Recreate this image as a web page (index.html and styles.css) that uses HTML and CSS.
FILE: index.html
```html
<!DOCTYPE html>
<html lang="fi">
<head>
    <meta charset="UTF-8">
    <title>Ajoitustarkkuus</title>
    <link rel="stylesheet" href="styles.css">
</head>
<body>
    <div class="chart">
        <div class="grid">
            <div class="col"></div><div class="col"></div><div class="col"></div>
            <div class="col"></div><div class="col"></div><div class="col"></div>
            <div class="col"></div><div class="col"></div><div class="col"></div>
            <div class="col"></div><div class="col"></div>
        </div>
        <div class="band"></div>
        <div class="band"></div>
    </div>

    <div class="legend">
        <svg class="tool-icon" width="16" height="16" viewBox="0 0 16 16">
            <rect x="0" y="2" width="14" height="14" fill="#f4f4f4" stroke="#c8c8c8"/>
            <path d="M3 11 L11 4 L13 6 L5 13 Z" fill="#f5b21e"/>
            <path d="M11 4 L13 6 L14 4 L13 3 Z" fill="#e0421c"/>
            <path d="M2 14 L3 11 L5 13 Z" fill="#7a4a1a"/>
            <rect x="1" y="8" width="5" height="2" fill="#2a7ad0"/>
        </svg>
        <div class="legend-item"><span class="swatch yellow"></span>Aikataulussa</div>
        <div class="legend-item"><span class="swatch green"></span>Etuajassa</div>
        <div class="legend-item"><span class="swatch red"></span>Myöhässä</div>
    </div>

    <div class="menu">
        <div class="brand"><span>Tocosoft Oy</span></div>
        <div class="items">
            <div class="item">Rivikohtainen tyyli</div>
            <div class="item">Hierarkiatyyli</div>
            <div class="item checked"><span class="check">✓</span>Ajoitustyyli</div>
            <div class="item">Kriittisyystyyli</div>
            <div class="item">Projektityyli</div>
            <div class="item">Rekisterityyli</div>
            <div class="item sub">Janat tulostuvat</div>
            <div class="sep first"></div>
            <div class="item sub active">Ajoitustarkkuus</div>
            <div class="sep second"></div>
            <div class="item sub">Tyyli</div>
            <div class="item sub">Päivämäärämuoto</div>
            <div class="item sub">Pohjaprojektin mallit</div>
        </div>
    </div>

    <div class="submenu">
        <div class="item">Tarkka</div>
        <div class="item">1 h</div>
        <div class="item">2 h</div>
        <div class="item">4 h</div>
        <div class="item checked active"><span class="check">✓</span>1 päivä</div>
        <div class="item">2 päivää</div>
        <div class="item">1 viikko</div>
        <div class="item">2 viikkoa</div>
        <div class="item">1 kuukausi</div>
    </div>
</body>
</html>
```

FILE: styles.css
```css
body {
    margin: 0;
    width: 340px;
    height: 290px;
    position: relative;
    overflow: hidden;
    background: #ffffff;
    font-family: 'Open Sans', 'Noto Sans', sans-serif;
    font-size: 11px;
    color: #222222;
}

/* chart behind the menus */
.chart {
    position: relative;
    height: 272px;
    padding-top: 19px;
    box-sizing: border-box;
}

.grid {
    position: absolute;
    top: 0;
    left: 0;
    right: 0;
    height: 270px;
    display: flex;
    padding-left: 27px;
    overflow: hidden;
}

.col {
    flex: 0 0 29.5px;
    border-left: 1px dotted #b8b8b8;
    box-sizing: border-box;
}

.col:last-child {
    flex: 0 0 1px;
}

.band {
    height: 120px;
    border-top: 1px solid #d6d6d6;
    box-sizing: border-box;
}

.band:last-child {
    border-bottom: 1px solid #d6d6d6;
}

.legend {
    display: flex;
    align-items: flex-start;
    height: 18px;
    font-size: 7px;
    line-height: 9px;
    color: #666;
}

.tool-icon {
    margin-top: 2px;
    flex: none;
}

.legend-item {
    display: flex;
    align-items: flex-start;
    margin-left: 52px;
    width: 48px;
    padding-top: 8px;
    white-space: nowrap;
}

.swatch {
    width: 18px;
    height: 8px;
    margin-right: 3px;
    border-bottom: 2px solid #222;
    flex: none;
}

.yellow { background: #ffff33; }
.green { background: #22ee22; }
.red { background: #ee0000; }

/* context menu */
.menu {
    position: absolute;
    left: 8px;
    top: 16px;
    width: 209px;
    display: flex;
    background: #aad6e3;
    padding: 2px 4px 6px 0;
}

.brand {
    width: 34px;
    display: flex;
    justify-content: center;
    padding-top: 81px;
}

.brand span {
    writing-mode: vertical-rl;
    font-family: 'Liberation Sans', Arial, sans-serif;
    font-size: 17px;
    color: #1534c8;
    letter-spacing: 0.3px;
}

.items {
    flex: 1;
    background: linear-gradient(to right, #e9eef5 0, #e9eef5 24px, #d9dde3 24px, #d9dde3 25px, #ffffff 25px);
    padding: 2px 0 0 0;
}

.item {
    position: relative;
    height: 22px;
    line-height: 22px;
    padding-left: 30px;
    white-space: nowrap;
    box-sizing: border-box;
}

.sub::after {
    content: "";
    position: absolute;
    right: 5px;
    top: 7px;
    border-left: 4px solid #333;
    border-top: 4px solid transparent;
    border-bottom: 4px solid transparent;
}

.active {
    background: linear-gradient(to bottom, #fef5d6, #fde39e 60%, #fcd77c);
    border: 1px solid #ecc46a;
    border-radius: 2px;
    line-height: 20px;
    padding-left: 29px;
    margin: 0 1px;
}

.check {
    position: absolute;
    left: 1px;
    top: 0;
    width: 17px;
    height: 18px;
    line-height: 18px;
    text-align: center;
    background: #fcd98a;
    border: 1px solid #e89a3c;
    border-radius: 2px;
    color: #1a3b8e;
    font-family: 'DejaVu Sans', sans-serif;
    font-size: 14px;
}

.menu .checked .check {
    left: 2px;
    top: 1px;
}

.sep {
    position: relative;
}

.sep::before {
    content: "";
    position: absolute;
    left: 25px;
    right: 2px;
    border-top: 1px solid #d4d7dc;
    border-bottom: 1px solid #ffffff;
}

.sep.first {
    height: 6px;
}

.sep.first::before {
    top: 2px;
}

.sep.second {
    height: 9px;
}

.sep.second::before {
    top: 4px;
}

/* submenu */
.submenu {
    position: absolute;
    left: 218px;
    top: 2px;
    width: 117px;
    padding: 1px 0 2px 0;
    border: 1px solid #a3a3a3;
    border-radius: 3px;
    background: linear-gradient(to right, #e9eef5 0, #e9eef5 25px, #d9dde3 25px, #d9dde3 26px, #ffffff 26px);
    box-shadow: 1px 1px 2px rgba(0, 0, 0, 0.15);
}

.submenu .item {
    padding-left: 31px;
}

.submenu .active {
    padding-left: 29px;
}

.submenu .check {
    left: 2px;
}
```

__TASK DETAILS__.
Word for word, write out the data.

__EXERCISE RESULT__.
Recreate this image as a web page (index.html and styles.css) that uses HTML and CSS.
FILE: index.html
```html
<!DOCTYPE html>
<html lang="fi">
<head>
    <meta charset="UTF-8">
    <title>Ajoitustarkkuus</title>
    <link rel="stylesheet" href="styles.css">
</head>
<body>
    <div class="chart">
        <div class="grid">
            <div class="col"></div><div class="col"></div><div class="col"></div>
            <div class="col"></div><div class="col"></div><div class="col"></div>
            <div class="col"></div><div class="col"></div><div class="col"></div>
            <div class="col"></div><div class="col"></div>
        </div>
        <div class="band"></div>
        <div class="band"></div>
    </div>

    <div class="legend">
        <svg class="tool-icon" width="16" height="16" viewBox="0 0 16 16">
            <rect x="0" y="2" width="14" height="14" fill="#f4f4f4" stroke="#c8c8c8"/>
            <path d="M3 11 L11 4 L13 6 L5 13 Z" fill="#f5b21e"/>
            <path d="M11 4 L13 6 L14 4 L13 3 Z" fill="#e0421c"/>
            <path d="M2 14 L3 11 L5 13 Z" fill="#7a4a1a"/>
            <rect x="1" y="8" width="5" height="2" fill="#2a7ad0"/>
        </svg>
        <div class="legend-item"><span class="swatch yellow"></span>Aikataulussa</div>
        <div class="legend-item"><span class="swatch green"></span>Etuajassa</div>
        <div class="legend-item"><span class="swatch red"></span>Myöhässä</div>
    </div>

    <div class="menu">
        <div class="brand"><span>Tocosoft Oy</span></div>
        <div class="items">
            <div class="item">Rivikohtainen tyyli</div>
            <div class="item">Hierarkiatyyli</div>
            <div class="item checked"><span class="check">✓</span>Ajoitustyyli</div>
            <div class="item">Kriittisyystyyli</div>
            <div class="item">Projektityyli</div>
            <div class="item">Rekisterityyli</div>
            <div class="item sub">Janat tulostuvat</div>
            <div class="sep first"></div>
            <div class="item sub active">Ajoitustarkkuus</div>
            <div class="sep second"></div>
            <div class="item sub">Tyyli</div>
            <div class="item sub">Päivämäärämuoto</div>
            <div class="item sub">Pohjaprojektin mallit</div>
        </div>
    </div>

    <div class="submenu">
        <div class="item">Tarkka</div>
        <div class="item">1 h</div>
        <div class="item">2 h</div>
        <div class="item">4 h</div>
        <div class="item checked active"><span class="check">✓</span>1 päivä</div>
        <div class="item">2 päivää</div>
        <div class="item">1 viikko</div>
        <div class="item">2 viikkoa</div>
        <div class="item">1 kuukausi</div>
    </div>
</body>
</html>
```

FILE: styles.css
```css
body {
    margin: 0;
    width: 340px;
    height: 290px;
    position: relative;
    overflow: hidden;
    background: #ffffff;
    font-family: 'Open Sans', 'Noto Sans', sans-serif;
    font-size: 11px;
    color: #222222;
}

/* chart behind the menus */
.chart {
    position: relative;
    height: 272px;
    padding-top: 19px;
    box-sizing: border-box;
}

.grid {
    position: absolute;
    top: 0;
    left: 0;
    right: 0;
    height: 270px;
    display: flex;
    padding-left: 27px;
    overflow: hidden;
}

.col {
    flex: 0 0 29.5px;
    border-left: 1px dotted #b8b8b8;
    box-sizing: border-box;
}

.col:last-child {
    flex: 0 0 1px;
}

.band {
    height: 120px;
    border-top: 1px solid #d6d6d6;
    box-sizing: border-box;
}

.band:last-child {
    border-bottom: 1px solid #d6d6d6;
}

.legend {
    display: flex;
    align-items: flex-start;
    height: 18px;
    font-size: 7px;
    line-height: 9px;
    color: #666;
}

.tool-icon {
    margin-top: 2px;
    flex: none;
}

.legend-item {
    display: flex;
    align-items: flex-start;
    margin-left: 52px;
    width: 48px;
    padding-top: 8px;
    white-space: nowrap;
}

.swatch {
    width: 18px;
    height: 8px;
    margin-right: 3px;
    border-bottom: 2px solid #222;
    flex: none;
}

.yellow { background: #ffff33; }
.green { background: #22ee22; }
.red { background: #ee0000; }

/* context menu */
.menu {
    position: absolute;
    left: 8px;
    top: 16px;
    width: 209px;
    display: flex;
    background: #aad6e3;
    padding: 2px 4px 6px 0;
}

.brand {
    width: 34px;
    display: flex;
    justify-content: center;
    padding-top: 81px;
}

.brand span {
    writing-mode: vertical-rl;
    font-family: 'Liberation Sans', Arial, sans-serif;
    font-size: 17px;
    color: #1534c8;
    letter-spacing: 0.3px;
}

.items {
    flex: 1;
    background: linear-gradient(to right, #e9eef5 0, #e9eef5 24px, #d9dde3 24px, #d9dde3 25px, #ffffff 25px);
    padding: 2px 0 0 0;
}

.item {
    position: relative;
    height: 22px;
    line-height: 22px;
    padding-left: 30px;
    white-space: nowrap;
    box-sizing: border-box;
}

.sub::after {
    content: "";
    position: absolute;
    right: 5px;
    top: 7px;
    border-left: 4px solid #333;
    border-top: 4px solid transparent;
    border-bottom: 4px solid transparent;
}

.active {
    background: linear-gradient(to bottom, #fef5d6, #fde39e 60%, #fcd77c);
    border: 1px solid #ecc46a;
    border-radius: 2px;
    line-height: 20px;
    padding-left: 29px;
    margin: 0 1px;
}

.check {
    position: absolute;
    left: 1px;
    top: 0;
    width: 17px;
    height: 18px;
    line-height: 18px;
    text-align: center;
    background: #fcd98a;
    border: 1px solid #e89a3c;
    border-radius: 2px;
    color: #1a3b8e;
    font-family: 'DejaVu Sans', sans-serif;
    font-size: 14px;
}

.menu .checked .check {
    left: 2px;
    top: 1px;
}

.sep {
    position: relative;
}

.sep::before {
    content: "";
    position: absolute;
    left: 25px;
    right: 2px;
    border-top: 1px solid #d4d7dc;
    border-bottom: 1px solid #ffffff;
}

.sep.first {
    height: 6px;
}

.sep.first::before {
    top: 2px;
}

.sep.second {
    height: 9px;
}

.sep.second::before {
    top: 4px;
}

/* submenu */
.submenu {
    position: absolute;
    left: 218px;
    top: 2px;
    width: 117px;
    padding: 1px 0 2px 0;
    border: 1px solid #a3a3a3;
    border-radius: 3px;
    background: linear-gradient(to right, #e9eef5 0, #e9eef5 25px, #d9dde3 25px, #d9dde3 26px, #ffffff 26px);
    box-shadow: 1px 1px 2px rgba(0, 0, 0, 0.15);
}

.submenu .item {
    padding-left: 31px;
}

.submenu .active {
    padding-left: 29px;
}

.submenu .check {
    left: 2px;
}
```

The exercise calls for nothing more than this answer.